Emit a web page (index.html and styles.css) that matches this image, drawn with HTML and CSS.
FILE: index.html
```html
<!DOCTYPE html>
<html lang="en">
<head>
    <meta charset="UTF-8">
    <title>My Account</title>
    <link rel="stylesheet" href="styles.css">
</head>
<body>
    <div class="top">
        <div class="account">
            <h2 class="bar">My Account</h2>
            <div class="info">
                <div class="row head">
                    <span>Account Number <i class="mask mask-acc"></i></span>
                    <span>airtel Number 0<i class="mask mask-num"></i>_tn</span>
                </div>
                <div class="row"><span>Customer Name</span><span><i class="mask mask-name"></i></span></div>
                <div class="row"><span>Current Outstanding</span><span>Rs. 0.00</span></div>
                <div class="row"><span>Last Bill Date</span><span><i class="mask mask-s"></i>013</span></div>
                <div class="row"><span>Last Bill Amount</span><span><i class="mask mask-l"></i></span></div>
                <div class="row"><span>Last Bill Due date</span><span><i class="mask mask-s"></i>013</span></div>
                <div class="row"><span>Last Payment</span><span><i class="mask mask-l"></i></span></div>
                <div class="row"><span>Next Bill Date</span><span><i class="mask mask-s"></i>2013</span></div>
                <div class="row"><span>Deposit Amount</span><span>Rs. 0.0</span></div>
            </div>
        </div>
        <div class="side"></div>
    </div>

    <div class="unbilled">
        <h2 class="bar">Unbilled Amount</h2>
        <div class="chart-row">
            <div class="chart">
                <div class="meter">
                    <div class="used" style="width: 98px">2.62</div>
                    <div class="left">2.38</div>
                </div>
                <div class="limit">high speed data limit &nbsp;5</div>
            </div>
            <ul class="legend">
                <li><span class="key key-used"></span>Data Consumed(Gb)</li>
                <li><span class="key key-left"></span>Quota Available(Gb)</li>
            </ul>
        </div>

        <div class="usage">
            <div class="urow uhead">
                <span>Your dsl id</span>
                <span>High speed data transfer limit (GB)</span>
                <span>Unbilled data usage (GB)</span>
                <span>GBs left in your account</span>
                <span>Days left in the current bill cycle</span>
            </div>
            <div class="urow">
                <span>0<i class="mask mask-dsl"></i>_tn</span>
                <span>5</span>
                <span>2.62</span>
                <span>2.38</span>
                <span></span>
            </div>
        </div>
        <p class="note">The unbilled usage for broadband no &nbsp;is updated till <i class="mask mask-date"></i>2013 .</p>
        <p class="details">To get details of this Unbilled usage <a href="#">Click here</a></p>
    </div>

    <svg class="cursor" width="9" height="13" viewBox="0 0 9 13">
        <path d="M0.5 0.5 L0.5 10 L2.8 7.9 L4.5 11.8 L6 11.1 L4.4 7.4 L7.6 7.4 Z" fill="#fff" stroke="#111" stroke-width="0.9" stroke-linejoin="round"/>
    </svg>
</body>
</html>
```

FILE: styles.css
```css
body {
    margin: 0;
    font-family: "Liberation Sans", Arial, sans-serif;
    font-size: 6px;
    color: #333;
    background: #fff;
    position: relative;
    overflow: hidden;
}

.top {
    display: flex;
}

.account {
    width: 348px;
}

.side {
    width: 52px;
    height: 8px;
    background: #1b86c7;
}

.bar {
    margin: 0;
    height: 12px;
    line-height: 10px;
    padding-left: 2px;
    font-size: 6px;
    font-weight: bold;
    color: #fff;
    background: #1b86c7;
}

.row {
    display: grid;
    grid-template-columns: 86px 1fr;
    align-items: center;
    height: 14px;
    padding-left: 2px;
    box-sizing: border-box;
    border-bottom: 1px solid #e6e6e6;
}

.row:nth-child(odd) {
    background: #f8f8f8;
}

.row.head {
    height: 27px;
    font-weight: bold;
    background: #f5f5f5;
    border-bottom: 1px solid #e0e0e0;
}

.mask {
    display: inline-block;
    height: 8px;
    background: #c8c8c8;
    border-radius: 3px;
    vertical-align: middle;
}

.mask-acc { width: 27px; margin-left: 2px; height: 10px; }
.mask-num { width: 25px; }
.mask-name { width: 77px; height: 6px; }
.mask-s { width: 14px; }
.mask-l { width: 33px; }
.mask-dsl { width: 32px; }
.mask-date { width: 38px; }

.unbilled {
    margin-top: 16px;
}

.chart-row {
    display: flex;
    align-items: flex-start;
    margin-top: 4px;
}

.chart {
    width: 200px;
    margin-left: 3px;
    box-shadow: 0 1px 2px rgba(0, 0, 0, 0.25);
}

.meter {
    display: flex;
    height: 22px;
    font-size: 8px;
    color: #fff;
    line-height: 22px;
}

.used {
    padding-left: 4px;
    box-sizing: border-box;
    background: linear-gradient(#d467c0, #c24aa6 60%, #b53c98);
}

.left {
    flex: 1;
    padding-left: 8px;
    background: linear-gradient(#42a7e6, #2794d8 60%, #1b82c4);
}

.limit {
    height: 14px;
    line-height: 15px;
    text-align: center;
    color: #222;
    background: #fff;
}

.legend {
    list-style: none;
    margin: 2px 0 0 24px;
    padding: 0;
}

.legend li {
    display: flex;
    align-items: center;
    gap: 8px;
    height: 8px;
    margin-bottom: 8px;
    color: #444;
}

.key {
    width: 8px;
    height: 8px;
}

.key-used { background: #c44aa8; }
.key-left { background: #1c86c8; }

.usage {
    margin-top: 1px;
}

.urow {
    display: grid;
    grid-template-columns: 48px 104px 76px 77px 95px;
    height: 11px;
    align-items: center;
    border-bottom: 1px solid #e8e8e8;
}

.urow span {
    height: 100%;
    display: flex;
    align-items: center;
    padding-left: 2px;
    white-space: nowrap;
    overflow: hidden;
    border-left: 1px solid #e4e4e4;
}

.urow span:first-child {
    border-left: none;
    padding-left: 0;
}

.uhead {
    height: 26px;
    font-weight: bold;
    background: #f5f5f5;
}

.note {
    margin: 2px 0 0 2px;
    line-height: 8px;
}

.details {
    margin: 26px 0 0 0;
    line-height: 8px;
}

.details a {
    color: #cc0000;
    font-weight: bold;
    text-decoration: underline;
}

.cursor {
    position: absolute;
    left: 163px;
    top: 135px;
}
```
□ □ □ □ □
DIRECTIONS » Restate the data above word for word, please.

FINISHED EXERCISE »
Emit a web page (index.html and styles.css) that matches this image, drawn with HTML and CSS.
FILE: index.html
```html
<!DOCTYPE html>
<html lang="en">
<head>
    <meta charset="UTF-8">
    <title>My Account</title>
    <link rel="stylesheet" href="styles.css">
</head>
<body>
    <div class="top">
        <div class="account">
            <h2 class="bar">My Account</h2>
            <div class="info">
                <div class="row head">
                    <span>Account Number <i class="mask mask-acc"></i></span>
                    <span>airtel Number 0<i class="mask mask-num"></i>_tn</span>
                </div>
                <div class="row"><span>Customer Name</span><span><i class="mask mask-name"></i></span></div>
                <div class="row"><span>Current Outstanding</span><span>Rs. 0.00</span></div>
                <div class="row"><span>Last Bill Date</span><span><i class="mask mask-s"></i>013</span></div>
                <div class="row"><span>Last Bill Amount</span><span><i class="mask mask-l"></i></span></div>
                <div class="row"><span>Last Bill Due date</span><span><i class="mask mask-s"></i>013</span></div>
                <div class="row"><span>Last Payment</span><span><i class="mask mask-l"></i></span></div>
                <div class="row"><span>Next Bill Date</span><span><i class="mask mask-s"></i>2013</span></div>
                <div class="row"><span>Deposit Amount</span><span>Rs. 0.0</span></div>
            </div>
        </div>
        <div class="side"></div>
    </div>

    <div class="unbilled">
        <h2 class="bar">Unbilled Amount</h2>
        <div class="chart-row">
            <div class="chart">
                <div class="meter">
                    <div class="used" style="width: 98px">2.62</div>
                    <div class="left">2.38</div>
                </div>
                <div class="limit">high speed data limit &nbsp;5</div>
            </div>
            <ul class="legend">
                <li><span class="key key-used"></span>Data Consumed(Gb)</li>
                <li><span class="key key-left"></span>Quota Available(Gb)</li>
            </ul>
        </div>

        <div class="usage">
            <div class="urow uhead">
                <span>Your dsl id</span>
                <span>High speed data transfer limit (GB)</span>
                <span>Unbilled data usage (GB)</span>
                <span>GBs left in your account</span>
                <span>Days left in the current bill cycle</span>
            </div>
            <div class="urow">
                <span>0<i class="mask mask-dsl"></i>_tn</span>
                <span>5</span>
                <span>2.62</span>
                <span>2.38</span>
                <span></span>
            </div>
        </div>
        <p class="note">The unbilled usage for broadband no &nbsp;is updated till <i class="mask mask-date"></i>2013 .</p>
        <p class="details">To get details of this Unbilled usage <a href="#">Click here</a></p>
    </div>

    <svg class="cursor" width="9" height="13" viewBox="0 0 9 13">
        <path d="M0.5 0.5 L0.5 10 L2.8 7.9 L4.5 11.8 L6 11.1 L4.4 7.4 L7.6 7.4 Z" fill="#fff" stroke="#111" stroke-width="0.9" stroke-linejoin="round"/>
    </svg>
</body>
</html>
```

FILE: styles.css
```css
body {
    margin: 0;
    font-family: "Liberation Sans", Arial, sans-serif;
    font-size: 6px;
    color: #333;
    background: #fff;
    position: relative;
    overflow: hidden;
}

.top {
    display: flex;
}

.account {
    width: 348px;
}

.side {
    width: 52px;
    height: 8px;
    background: #1b86c7;
}

.bar {
    margin: 0;
    height: 12px;
    line-height: 10px;
    padding-left: 2px;
    font-size: 6px;
    font-weight: bold;
    color: #fff;
    background: #1b86c7;
}

.row {
    display: grid;
    grid-template-columns: 86px 1fr;
    align-items: center;
    height: 14px;
    padding-left: 2px;
    box-sizing: border-box;
    border-bottom: 1px solid #e6e6e6;
}

.row:nth-child(odd) {
    background: #f8f8f8;
}

.row.head {
    height: 27px;
    font-weight: bold;
    background: #f5f5f5;
    border-bottom: 1px solid #e0e0e0;
}

.mask {
    display: inline-block;
    height: 8px;
    background: #c8c8c8;
    border-radius: 3px;
    vertical-align: middle;
}

.mask-acc { width: 27px; margin-left: 2px; height: 10px; }
.mask-num { width: 25px; }
.mask-name { width: 77px; height: 6px; }
.mask-s { width: 14px; }
.mask-l { width: 33px; }
.mask-dsl { width: 32px; }
.mask-date { width: 38px; }

.unbilled {
    margin-top: 16px;
}

.chart-row {
    display: flex;
    align-items: flex-start;
    margin-top: 4px;
}

.chart {
    width: 200px;
    margin-left: 3px;
    box-shadow: 0 1px 2px rgba(0, 0, 0, 0.25);
}

.meter {
    display: flex;
    height: 22px;
    font-size: 8px;
    color: #fff;
    line-height: 22px;
}

.used {
    padding-left: 4px;
    box-sizing: border-box;
    background: linear-gradient(#d467c0, #c24aa6 60%, #b53c98);
}

.left {
    flex: 1;
    padding-left: 8px;
    background: linear-gradient(#42a7e6, #2794d8 60%, #1b82c4);
}

.limit {
    height: 14px;
    line-height: 15px;
    text-align: center;
    color: #222;
    background: #fff;
}

.legend {
    list-style: none;
    margin: 2px 0 0 24px;
    padding: 0;
}

.legend li {
    display: flex;
    align-items: center;
    gap: 8px;
    height: 8px;
    margin-bottom: 8px;
    color: #444;
}

.key {
    width: 8px;
    height: 8px;
}

.key-used { background: #c44aa8; }
.key-left { background: #1c86c8; }

.usage {
    margin-top: 1px;
}

.urow {
    display: grid;
    grid-template-columns: 48px 104px 76px 77px 95px;
    height: 11px;
    align-items: center;
    border-bottom: 1px solid #e8e8e8;
}

.urow span {
    height: 100%;
    display: flex;
    align-items: center;
    padding-left: 2px;
    white-space: nowrap;
    overflow: hidden;
    border-left: 1px solid #e4e4e4;
}

.urow span:first-child {
    border-left: none;
    padding-left: 0;
}

.uhead {
    height: 26px;
    font-weight: bold;
    background: #f5f5f5;
}

.note {
    margin: 2px 0 0 2px;
    line-height: 8px;
}

.details {
    margin: 26px 0 0 0;
    line-height: 8px;
}

.details a {
    color: #cc0000;
    font-weight: bold;
    text-decoration: underline;
}

.cursor {
    position: absolute;
    left: 163px;
    top: 135px;
}
```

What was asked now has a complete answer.